What Causes Home Mortgage Interest Rates to Fluctuate?

Home mortgage interest rates will fluctuate depending on who is applying and the status of the credit market. Both these personal and national factors go into determining an eventual rate on a mortgage. If you have a variable rate, then you will see these changes in real time. If you are seeking a new mortgage, then understanding these factors can lead to a better quote on your new loan.

Credit Score

Your credit score is determined by a mathematical formula taking into account how you have performed on previous loans and other debt obligations. When you have a good credit score, your interest rate will be better. Borrowers with good credit scores present a lower default risk to lenders.
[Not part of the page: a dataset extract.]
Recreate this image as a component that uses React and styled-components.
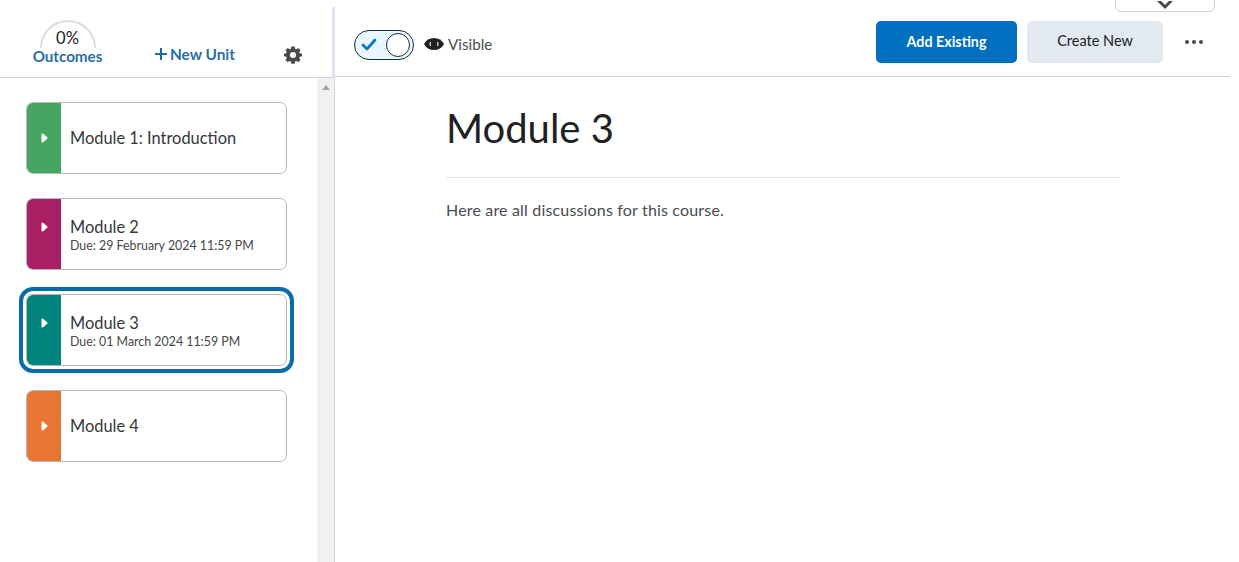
import React from 'react';
import styled, { createGlobalStyle } from 'styled-components';

const GlobalStyle = createGlobalStyle`
  html, body { margin: 0; padding: 0; background: #fff; }
  body { font-family: Lato, "Liberation Sans", sans-serif; color: #202122; overflow: hidden; }
`;

const modules = [
  { id: 1, title: 'Module 1: Introduction', color: '#46a661' },
  { id: 2, title: 'Module 2', due: 'Due: 29 February 2024 11:59 PM', color: '#a81f63' },
  { id: 3, title: 'Module 3', due: 'Due: 01 March 2024 11:59 PM', color: '#02837c', selected: true },
  { id: 4, title: 'Module 4', color: '#e87532' },
];

function Gear() {
  return (
    <svg width="18" height="18" viewBox="0 0 20 20">
      <path
        fill="#494c4e"
        fillRule="evenodd"
        d="M8 0h4l.6 2.700 1.500.6 2.300-1.500 2.800 2.800-1.500 2.300.6 1.500L21 9v3l-2.700.6-.6 1.500 1.500 2.300-2.800 2.800-2.300-1.500-1.500.6L12 21H8l-.6-2.700-1.500-.6-2.300 1.500-2.800-2.800 1.500-2.300-.6-1.500L-1 12V9l2.700-.6.6-1.500-1.500-2.300 2.800-2.800 2.300 1.500 1.500-.6zM10 6.800a3.700 3.700 0 1 0 0 7.400 3.700 3.700 0 0 0 0-7.400z"
        transform="translate(.9 .5) scale(.91)"
      />
    </svg>
  );
}

function Eye() {
  return (
    <svg width="20" height="14" viewBox="0 0 20 14">
      <path d="M0 7C2 3 5.500 1 10 1s8 2 10 6c-2 4-5.500 6-10 6S2 11 0 7z" fill="#202122" />
      <path d="M6.500 9a4 4 0 0 1 0-4M13.500 5a4 4 0 0 1 0 4" fill="none" stroke="#fff" strokeWidth="1.100" />
    </svg>
  );
}

function App() {
  return (
    <Page>
      <GlobalStyle />
      <TopTab>
        <svg width="16" height="9" viewBox="0 0 16 9">
          <path d="M2 0l6 6 6-6" fill="none" stroke="#494c4e" strokeWidth="3" strokeLinecap="round" />
        </svg>
      </TopTab>
      <Sidebar>
        <SideHeader>
          <Outcomes>
            <Gauge>
              <svg width="58" height="30" viewBox="0 0 58 30">
                <path d="M2 29a27 27 0 0 1 54 0" fill="none" stroke="#d9dcdf" strokeWidth="2" />
              </svg>
              <GaugeValue>0%</GaugeValue>
            </Gauge>
            <SideLink>Outcomes</SideLink>
          </Outcomes>
          <NewUnit>
            <svg width="12" height="12" viewBox="0 0 12 12">
              <path d="M6 0v12M0 6h12" stroke="#1e6aa5" strokeWidth="2" />
            </svg>
            New Unit
          </NewUnit>
          <GearSlot><Gear /></GearSlot>
        </SideHeader>
        <SideBody>
          <CardList>
            {modules.map((m) => (
              <Card key={m.id} $selected={m.selected}>
                <Swatch $color={m.color} $hasDue={Boolean(m.due)}>
                  <svg width="7" height="10" viewBox="0 0 7 10">
                    <path d="M1.500 1.500L5.500 5l-4 3.500z" fill="#fff" stroke="#fff" strokeWidth="2" strokeLinejoin="round" />
                  </svg>
                </Swatch>
                <CardText>
                  <CardTitle>{m.title}</CardTitle>
                  {m.due && <CardDue>{m.due}</CardDue>}
                </CardText>
              </Card>
            ))}
          </CardList>
          <Scrollbar>
            <ScrollArrow />
          </Scrollbar>
        </SideBody>
      </Sidebar>
      <Main>
        <Toolbar>
          <Toggle>
            <svg width="16" height="13" viewBox="0 0 16 13">
              <path d="M2 7l4 4 8-9" fill="none" stroke="#0f77b8" strokeWidth="2.800" strokeLinecap="round" strokeLinejoin="round" />
            </svg>
            <Knob />
          </Toggle>
          <VisibleLabel>
            <Eye />
            Visible
          </VisibleLabel>
          <Actions>
            <PrimaryButton>Add Existing</PrimaryButton>
            <SecondaryButton>Create New</SecondaryButton>
            <MoreDots><i /><i /><i /></MoreDots>
          </Actions>
        </Toolbar>
        <Content>
          <Heading>Module 3</Heading>
          <Rule />
          <Body>Here are all discussions for this course.</Body>
        </Content>
      </Main>
    </Page>
  );
}

export default App;

const Page = styled.div`
  position: relative;
  display: flex;
  width: 1239px;
  height: 562px;
  overflow: hidden;
  background: #fff;
`;

const TopTab = styled.div`
  position: absolute;
  top: -12px;
  left: 1115px;
  width: 100px;
  height: 24px;
  box-sizing: border-box;
  border: 1px solid #cdd5dc;
  border-radius: 6px;
  display: flex;
  align-items: flex-end;
  justify-content: center;
  padding-bottom: 1px;
`;

const Sidebar = styled.aside`
  width: 335px;
  flex: none;
  display: flex;
  flex-direction: column;
`;

const SideHeader = styled.div`
  height: 78px;
  box-sizing: border-box;
  border-bottom: 1px solid #cdd5dc;
  position: relative;
  display: flex;
  align-items: flex-end;
  padding: 0 0 12px 32px;

  &::after {
    content: '';
    position: absolute;
    right: 0;
    top: 7px;
    bottom: 0;
    width: 3px;
    background: #dfe5ee;
  }
`;

const Outcomes = styled.div`
  width: 71px;
  display: flex;
  flex-direction: column;
  align-items: center;
`;

const Gauge = styled.div`
  position: relative;
  width: 58px;
  height: 28px;
`;

const GaugeValue = styled.span`
  position: absolute;
  left: 0;
  right: 0;
  top: 9px;
  text-align: center;
  font-size: 16.500px;
  line-height: 20px;
  color: #202122;
`;

const SideLink = styled.span`
  font-size: 15.200px;
  font-weight: 700;
  line-height: 18px;
  color: #2a6ea4;
`;

const NewUnit = styled(SideLink)`
  display: flex;
  align-items: center;
  gap: 3px;
  margin-left: 52px;
  font-size: 15.400px;
  padding-bottom: 2px;
`;

const GearSlot = styled.div`
  margin-left: 49px;
  height: 18px;
  padding-bottom: 1px;
`;

const SideBody = styled.div`
  flex: 1;
  display: flex;
  border-right: 1px solid #cdd5dc;
`;

const CardList = styled.div`
  flex: 1;
  padding: 24px 30px 0 26px;
  display: flex;
  flex-direction: column;
  gap: 24px;
`;

const Card = styled.div`
  height: 72px;
  box-sizing: border-box;
  border: 1px solid #b4b8bc;
  border-radius: 7px;
  display: flex;
  outline: ${(p) => (p.$selected ? '4px solid #0b6aa8' : 'none')};
  outline-offset: 3px;
`;

const Swatch = styled.div`
  width: 34px;
  flex: none;
  border-radius: 6px 0 0 6px;
  background: ${(p) => p.$color};
  display: flex;
  align-items: center;
  justify-content: center;
  padding-bottom: ${(p) => (p.$hasDue ? '14px' : '0')};
  box-sizing: border-box;
`;

const CardText = styled.div`
  padding-left: 9px;
  display: flex;
  flex-direction: column;
  justify-content: center;
`;

const CardTitle = styled.div`
  font-size: 16.400px;
  line-height: 20px;
  padding-bottom: 1px;
  color: #35373a;
`;

const CardDue = styled.div`
  font-size: 12.400px;
  line-height: 16px;
  margin-bottom: -2px;
  color: #45484a;
`;

const Scrollbar = styled.div`
  width: 17px;
  flex: none;
  background: #f1f1f1;
  display: flex;
  justify-content: center;
  padding-top: 7px;
  box-sizing: border-box;
`;

const ScrollArrow = styled.div`
  width: 0;
  height: 0;
  border-left: 4px solid transparent;
  border-right: 4px solid transparent;
  border-bottom: 5px solid #a3a3a3;
`;

const Main = styled.main`
  flex: 1;
  margin-right: 9px;
  display: flex;
  flex-direction: column;
`;

const Toolbar = styled.div`
  height: 77px;
  box-sizing: border-box;
  border-bottom: 1px solid #cdd5dc;
  display: flex;
  align-items: center;
  padding: 7px 0 0 19px;
`;

const Toggle = styled.div`
  width: 60px;
  height: 30px;
  margin-top: 6px;
  box-sizing: border-box;
  border: 1px solid #1e2a33;
  border-radius: 15px;
  background: #e8f6ff;
  display: flex;
  align-items: center;
  justify-content: space-between;
  padding: 0 3px 0 6px;
`;

const Knob = styled.div`
  width: 22px;
  height: 22px;
  border: 1px solid #1e2a33;
  border-radius: 50%;
  background: #fff;
`;

const VisibleLabel = styled.div`
  display: flex;
  align-items: center;
  gap: 4px;
  margin: 4px 0 0 10px;
  font-size: 15.200px;
  color: #494c4e;
`;

const Actions = styled.div`
  margin-left: auto;
  display: flex;
  align-items: center;
`;

const PrimaryButton = styled.button`
  width: 141px;
  height: 42px;
  border: none;
  border-radius: 5px;
  background: #006fbf;
  color: #fff;
  font: 700 14.300px Lato, sans-serif;
`;

const SecondaryButton = styled(PrimaryButton)`
  width: 136px;
  margin-left: 10px;
  padding-bottom: 3px;
  background: #e3e9f1;
  color: #202122;
  font-weight: 400;
  font-size: 14.500px;
`;

const MoreDots = styled.div`
  display: flex;
  gap: 3px;
  margin: 0 27px 0 22px;

  i {
    width: 4px;
    height: 4px;
    border-radius: 50%;
    background: #494c4e;
  }
`;

const Content = styled.div`
  padding: 26px 110px 0 111px;
`;

const Heading = styled.h1`
  margin: 0;
  font-size: 40px;
  font-weight: 400;
  line-height: 50px;
  color: #202122;
`;

const Rule = styled.div`
  height: 1px;
  margin-top: 24px;
  background: #dfe3e7;
`;

const Body = styled.p`
  margin: 23px 0 0;
  font-size: 16px;
  letter-spacing: 0.17px;
  line-height: 18px;
  color: #494c4e;
`;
Because of this lower risk, the lender can extend funding without the promise of a high payment through high interest rates. Credit scores are determined by the amount of debt you carry, the type of debt you carry, and if you have made regular payments on that debt. The best way to raise your score for a better mortgage rate is to maintain a healthy amount of debt with a payment history that shows you meet obligations every single month. Your credit score is based on the following factors:

  • 35 % is based on payment history
  • 30% Amounts owed
  • 15% Length of credit history
  • 10% New credit
  • 10% Types of credit used

Credit Report

Your credit report goes more in depth than your credit score alone. While a score can indicate possible negative behavior, a credit report will show what that behavior is. For example, a credit history shows any late payments for at least 2 years and sometimes longer depending on the state. Your credit history also shows every loan you have opened, how large the loan was, the balances you carry on revolving lines and, most importantly, any loan modifications, defaults or successful payoffs. The more loans you have paid off on schedule, the better. The more you have prepaid, modified or defaulted on, the worse. 

National Prime Rate

The Federal Reserve sets interest rates each year to encourage financial growth and curb inflation. Interest rates typically increase in a healthy economy and decrease in a recession. These rates indicate what lenders are charging each other for loans. The lower the interest rate banks are charging banks, the lower the mortgage rate most banks will charge you. However, it is never quite that simple. The Fed lowers the rate in order to encourage lending. But, if you are a high risk borrower, you may not see the lower interest rates reflected on your mortgage rates. 

Health of Credit Markets

The health of the credit markets as a whole is a better indicator of your potential loan rates than the national prime rate. The credit market operates on a large scale to support the government, private businesses and personal households alike. When the credit market is healthy, loans are profitable for banks and consumers. Consumers are generally making payments, and their purchases, such as homes or investments, are growing in value. When credit markets are not healthy, both banks and borrowers are usually losing money on loans. The loans are more expensive for borrowers than the growth they are seeing on their investments. At the same time, even with high interest rates, the high amount of defaults cause banks to lose money.